On 8/8/2012 9:16 PM, Matt Woodrow wrote:
Are there details on what this actually means? e.g. don't we *have* to
paint when when we receive a WM_PAINT event, and usually we shouldn't at
other times?
To clarify, these patches split painting up into two steps:
1) Compute invalid regions, build display lists, layers and repaint the changed
areas of our retained layers.
2) Composite the retained layers onto the screen.
Previously both steps were done in response to the WM_PAINT event, now we do
part 1 off the refresh driver, and just part 2 from WM_PAINT
OMTC will move part 2 onto a separate thread entirely and the only thing we
need to do in response to WM_PAINT will be notify the compositor to draw to the
screen asap.
When OMTC arrives, which thread will be running the widget event loop
and receiving WM_PAINT messages?
"Artificially" meaning "the computer has idle CPU and could issue
WM_PAINT at 60 fps but the OS decides not to?" Do we know why the OS
behaves in this way?
I don't have any information on why the OS isn't sending WM_PAINT events as
quickly as we request them.
This seems important. If the computer is running close to 100% CPU which
is why paints are being throttled, then we're just introducing extra
work for no benefit. We know that a significant portion of our user base
has relatively slow computers, and we don't want to be doing extra
painting that they will never see.
But if the problem is just that we aren't getting back to the event loop
"fast enough" and there is actually unused CPU capacity, then we should
ask our windows devs to look into this. Windows doesn't actually queue
WM_PAINT events in the event queue: it synthesizes them from the union
of invalidated areas when you get a message (using PeekMessage in our case).

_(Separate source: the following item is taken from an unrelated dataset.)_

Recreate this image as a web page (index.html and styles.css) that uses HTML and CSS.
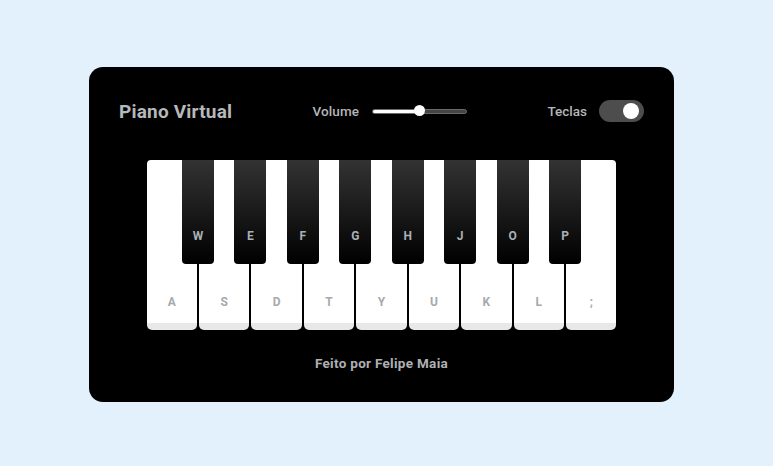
FILE: index.html
```html
<!DOCTYPE html>
<html lang="pt-BR">
<head>
<meta charset="utf-8">
<title>Piano Virtual</title>
<link rel="stylesheet" href="styles.css">
</head>
<body>
<main class="wrapper">
  <header class="top">
    <h2 class="title">Piano Virtual</h2>
    <div class="control volume">
      <span class="label">Volume</span>
      <div class="slider">
        <div class="track"><div class="fill"></div></div>
        <div class="thumb"></div>
      </div>
    </div>
    <div class="control keys-toggle">
      <span class="label">Teclas</span>
      <div class="switch"><div class="knob"></div></div>
    </div>
  </header>
  <ul class="piano">
    <li class="key white"><span>A</span></li>
    <li class="key black"><span>W</span></li>
    <li class="key white"><span>S</span></li>
    <li class="key black"><span>E</span></li>
    <li class="key white"><span>D</span></li>
    <li class="key black"><span>F</span></li>
    <li class="key white"><span>T</span></li>
    <li class="key black"><span>G</span></li>
    <li class="key white"><span>Y</span></li>
    <li class="key black"><span>H</span></li>
    <li class="key white"><span>U</span></li>
    <li class="key black"><span>J</span></li>
    <li class="key white"><span>K</span></li>
    <li class="key black"><span>O</span></li>
    <li class="key white"><span>L</span></li>
    <li class="key black"><span>P</span></li>
    <li class="key white"><span>;</span></li>
  </ul>
  <footer class="credit">Feito por Felipe Maia</footer>
</main>
</body>
</html>
```
FILE: styles.css
```css
* { box-sizing: border-box; margin: 0; padding: 0; }
html, body { height: 100%; }
body {
  background: #e3f1fd;
  font-family: Roboto, "Liberation Sans", sans-serif;
  display: flex;
  justify-content: flex-start;
  padding: 67px 0 0 89px;
}
.wrapper {
  width: 585px;
  height: 335px;
  background: #000;
  border-radius: 14px;
  padding: 33px 30px 0 30px;
  display: flex;
  flex-direction: column;
  align-items: center;
}
.top {
  width: 100%;
  height: 22px;
  display: flex;
  align-items: center;
  justify-content: space-between;
  color: #b4b4b4;
}
.title {
  font-size: 19px;
  font-weight: 700;
  letter-spacing: 0.2px;
  color: #b6b8bb;
}
.control { display: flex; align-items: center; }
.label { font-size: 13.5px; font-weight: 500; color: #b4b6b8; }
.volume .label { margin-right: 13px; letter-spacing: 0.1px; }
.keys-toggle .label { margin-right: 12px; }
.slider {
  position: relative;
  width: 95px;
  height: 12px;
  display: flex;
  align-items: center;
}
.track {
  width: 100%;
  height: 5px;
  border-radius: 3px;
  background: #454545;
  border: 1px solid #6a6a6a;
  overflow: hidden;
}
.fill { width: 48px; height: 100%; background: #fff; }
.thumb {
  position: absolute;
  left: 42px;
  top: 0;
  width: 11px;
  height: 11px;
  border-radius: 50%;
  background: #fff;
}
.switch {
  width: 45px;
  height: 22px;
  border-radius: 11px;
  background: #4d4d4d;
  display: flex;
  align-items: center;
  justify-content: flex-end;
  padding-right: 5px;
}
.knob { width: 16px; height: 16px; border-radius: 50%; background: #fff; }

.piano {
  list-style: none;
  display: flex;
  width: 472px;
  height: 170px;
  margin-top: 38px;
}
.key {
  display: flex;
  flex-direction: column;
  justify-content: flex-end;
  align-items: center;
  font-weight: 700;
  font-size: 12px;
  line-height: 14px;
  padding-bottom: 21px;
}
.white {
  flex: 1 1 0;
  margin: 0 1px;
  height: 170px;
  border-radius: 4px 4px 5px 5px;
  background: linear-gradient(to bottom, #fff calc(100% - 7px), #e8e8e8 calc(100% - 7px));
  color: #a6a9ad;
}
.black {
  flex: 0 0 32px;
  width: 32px;
  height: 104px;
  margin: 0 -16px;
  position: relative;
  z-index: 2;
  border-radius: 0 0 4px 4px;
  background: linear-gradient(to bottom, #333 0%, #000 100%);
  color: #a9b0b6;
}
.credit {
  margin-top: 25px;
  font-size: 13.5px;
  font-weight: 700;
  letter-spacing: 0.3px;
  color: #aeb0b3;
}
```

Is this regression in Tp times matched by an improvement in perceived
performance because we're painting more often? If so, I think this
tradeoff makes sense (although I'd hope we had metrics which could
measure this perceived improvement).
As mentioned before, these extra paints don't actually make it to the screen
without OMTC, so unfortunately not.
This should definitely be true once OMTC lands for desktop, and already true
for android.
I just measured the fps of our drawing (not necessarily compositing to the screen)
while running tp5 and these patches increase it significantly (13fps -> 22fps).
This doesn't seem like a useful metric. If we're drawing at 22fps but
compositing slower than that, then we're just wasting time drawing and
this is a real Tp regression.
* Is this proposed change *required* for
display-list-based-invalidation? Or could we continue to paint on-demand
as we do today?
* Are we sure that OMTC will fix the issue and ensure that we're not
doing extra unnecessary painting?
* In what cases does OMTC help? Does it help on single-core machines or
only multi-core machines?
* Is it important to get this landed before OMTC so that we can discern
potential functionality regressions separately?
* Will OMTC land in this cycle, or is this a potential perf regression
that we'll see in a Firefox release before OMTC lands?